Nuclear technology is hours away from reducing the value of all human civilization by 10%, and for all we knew that figure could have been 100%. That’s the nuclear threat. I wouldn’t even classify that as a “geopolitical” threat. The fact that Soviet nuclear technology pretty quickly became comparable to US nuclear technology isn’t the most salient fact in the story. The story is that research got really close, and is still really close, to releasing hell, and the door to hell looks generally pretty easy to open.

18 months is more than enough to get a DSA if AGI turns out anything we fear (that is, something really powerful and difficult to control, probably arriving fast at such state through an intelligence explosion).

In fact, I'd even argue 18 days might be enough. AI is already beginning to solve protein folding (Alphafold). If it progresses from there and builds a nanosystem, that's more than enough to get a DSA aka take over the world. We currently see AIs like MuZero learning in hours what would take a lifetime for a human to learn, so it wouldn't surprise me an advanced AI solving advanced nanotech in a few days.

Whether the first AGI will be aligned or not is way more concerning. Not because who gets there first isn't also extremely important. Only because getting there first is the "easy" part.

I don't really think advanced AI can be compared to atomic bombs. The former is a way more explosive technology, pun intended.

[-][anonymous]2y30

Also the sun has incredibly low power density. This would not let you infer you could release enormous bursts of energy all at once.

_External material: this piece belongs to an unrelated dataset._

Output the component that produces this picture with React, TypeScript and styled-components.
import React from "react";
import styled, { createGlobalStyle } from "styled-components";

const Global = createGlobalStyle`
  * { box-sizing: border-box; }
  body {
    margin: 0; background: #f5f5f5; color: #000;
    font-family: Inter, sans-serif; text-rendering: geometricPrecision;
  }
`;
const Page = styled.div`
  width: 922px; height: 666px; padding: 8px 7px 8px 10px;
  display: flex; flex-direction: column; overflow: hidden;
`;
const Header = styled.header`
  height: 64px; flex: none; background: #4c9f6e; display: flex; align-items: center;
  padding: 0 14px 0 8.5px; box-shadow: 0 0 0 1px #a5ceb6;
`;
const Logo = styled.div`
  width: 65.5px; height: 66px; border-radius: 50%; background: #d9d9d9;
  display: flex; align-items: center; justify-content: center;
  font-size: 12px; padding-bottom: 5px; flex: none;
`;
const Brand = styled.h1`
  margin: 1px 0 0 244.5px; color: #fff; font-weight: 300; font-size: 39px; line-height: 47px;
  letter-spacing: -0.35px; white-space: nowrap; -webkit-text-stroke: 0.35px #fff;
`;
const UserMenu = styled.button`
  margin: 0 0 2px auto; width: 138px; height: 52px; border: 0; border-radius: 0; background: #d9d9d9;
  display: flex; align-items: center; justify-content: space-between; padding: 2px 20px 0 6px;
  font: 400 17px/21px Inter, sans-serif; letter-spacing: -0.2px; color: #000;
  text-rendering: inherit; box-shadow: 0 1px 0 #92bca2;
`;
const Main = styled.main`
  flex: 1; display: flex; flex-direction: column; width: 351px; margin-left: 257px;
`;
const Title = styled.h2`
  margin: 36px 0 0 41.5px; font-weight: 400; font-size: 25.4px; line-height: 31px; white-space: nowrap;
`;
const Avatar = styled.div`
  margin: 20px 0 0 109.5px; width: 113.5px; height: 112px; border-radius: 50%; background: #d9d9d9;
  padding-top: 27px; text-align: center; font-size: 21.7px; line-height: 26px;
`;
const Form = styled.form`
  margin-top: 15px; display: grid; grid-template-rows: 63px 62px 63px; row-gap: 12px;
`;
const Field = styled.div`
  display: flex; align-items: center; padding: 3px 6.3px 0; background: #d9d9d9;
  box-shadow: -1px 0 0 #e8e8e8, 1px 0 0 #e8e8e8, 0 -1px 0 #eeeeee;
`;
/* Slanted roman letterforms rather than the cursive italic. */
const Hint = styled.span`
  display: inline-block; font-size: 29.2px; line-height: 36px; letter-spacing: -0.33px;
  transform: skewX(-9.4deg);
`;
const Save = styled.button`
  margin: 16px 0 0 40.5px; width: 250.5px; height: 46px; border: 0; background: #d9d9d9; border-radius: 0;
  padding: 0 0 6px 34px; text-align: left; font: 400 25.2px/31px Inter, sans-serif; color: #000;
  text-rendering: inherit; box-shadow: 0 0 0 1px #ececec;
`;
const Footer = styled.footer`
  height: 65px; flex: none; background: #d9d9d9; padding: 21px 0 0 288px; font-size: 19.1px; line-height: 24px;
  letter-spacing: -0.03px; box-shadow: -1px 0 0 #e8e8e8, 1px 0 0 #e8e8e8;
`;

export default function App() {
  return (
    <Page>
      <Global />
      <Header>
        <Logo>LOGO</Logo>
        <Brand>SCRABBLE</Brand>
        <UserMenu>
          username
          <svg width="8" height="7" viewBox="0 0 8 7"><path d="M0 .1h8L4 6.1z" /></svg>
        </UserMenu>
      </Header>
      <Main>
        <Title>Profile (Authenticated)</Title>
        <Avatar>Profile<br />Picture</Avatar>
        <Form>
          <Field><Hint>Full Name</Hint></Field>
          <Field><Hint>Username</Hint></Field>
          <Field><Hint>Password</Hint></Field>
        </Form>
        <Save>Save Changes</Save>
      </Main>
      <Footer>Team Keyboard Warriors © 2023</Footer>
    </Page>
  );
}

As this essay is actually being written in a world where nuclear weapons are a thing, it becomes easy to cherry-pick the example of nuclear weapons. I can think of a number of things for which the catastrophist could have made a similar argument in the 19th century and just been wrong, like expecting everyone to get personal jetpacks, or to be able to routinely travel to Mars..

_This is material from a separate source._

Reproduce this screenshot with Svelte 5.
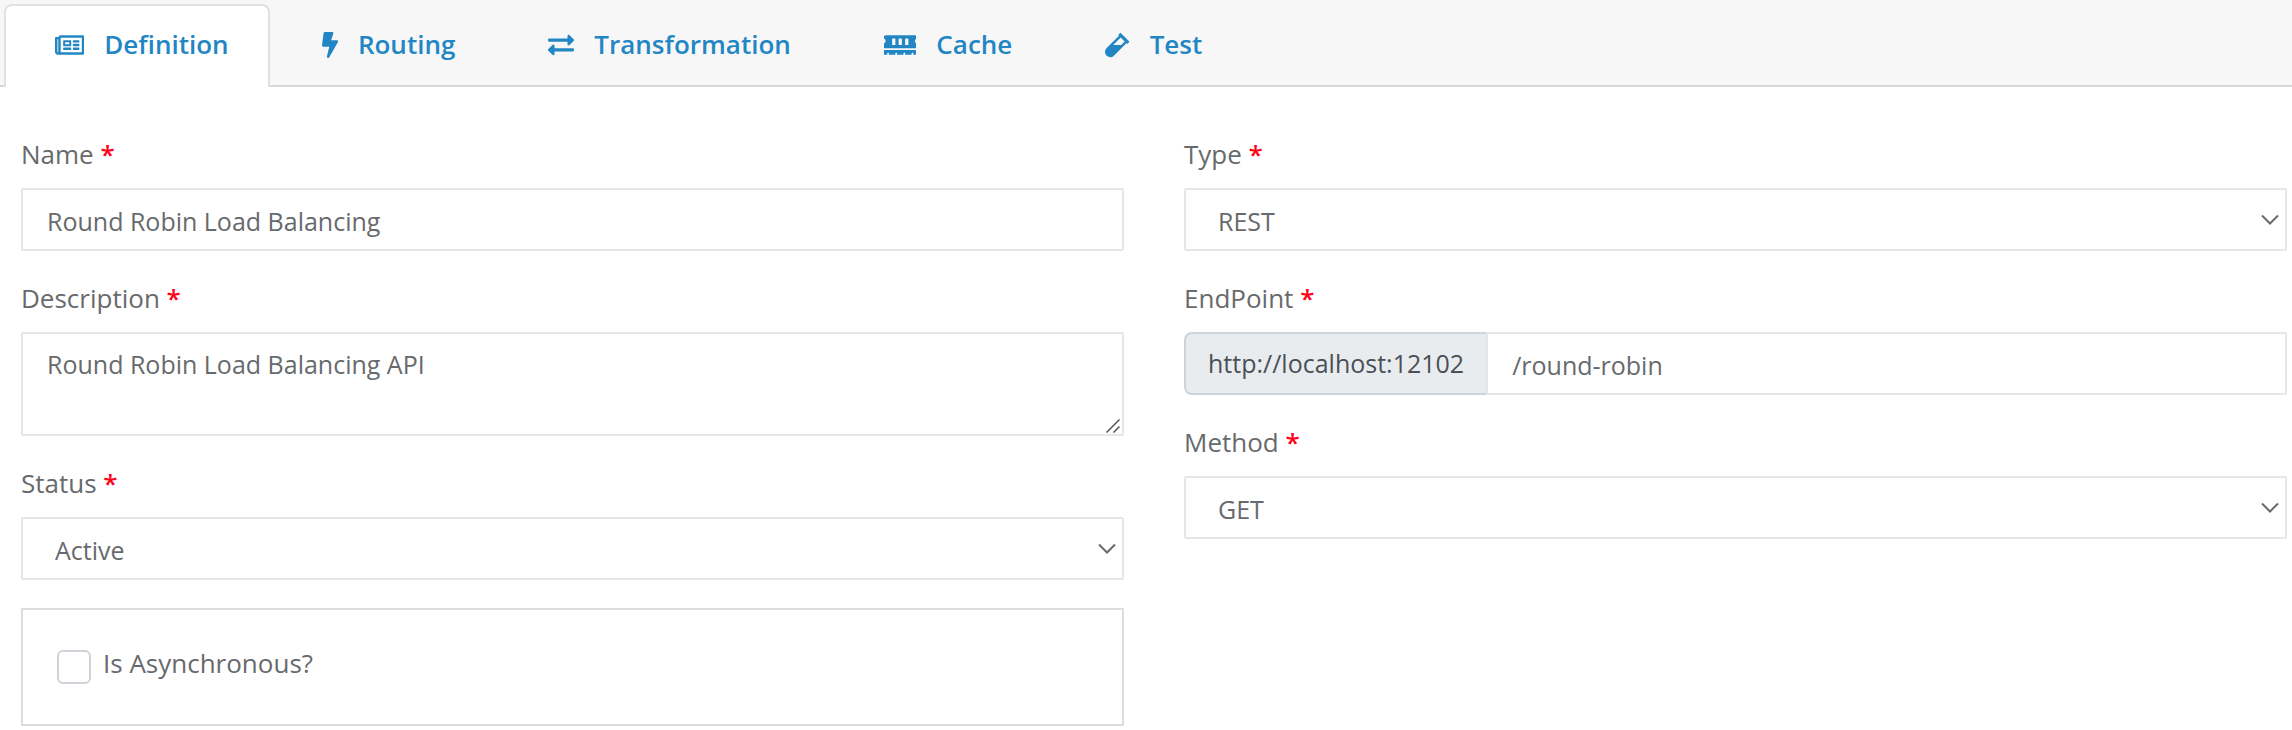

The debate continues on whether anti-matter bombs are possible or pose additional worrying dynamics.

The only good reference I know on that is the Gsponer Fourth Generation book, covering "subcritical fission-burn, magnetic compression, superheavy elements, antimatter, nuclear isomers, metallic hydrogen and superlasers"; the antimatter section discusses uses for things like H-bomb triggers & subcritical micro-nukes. Is there something more recent or better on anti-matter bombs?

Would the appropriate analogy to agents be that humans are a qualitatively different type of agent compared to animals and basic RL agents, and thus we should expect that there will be a fundamental discontinuity between what we have so far, and conscious agents?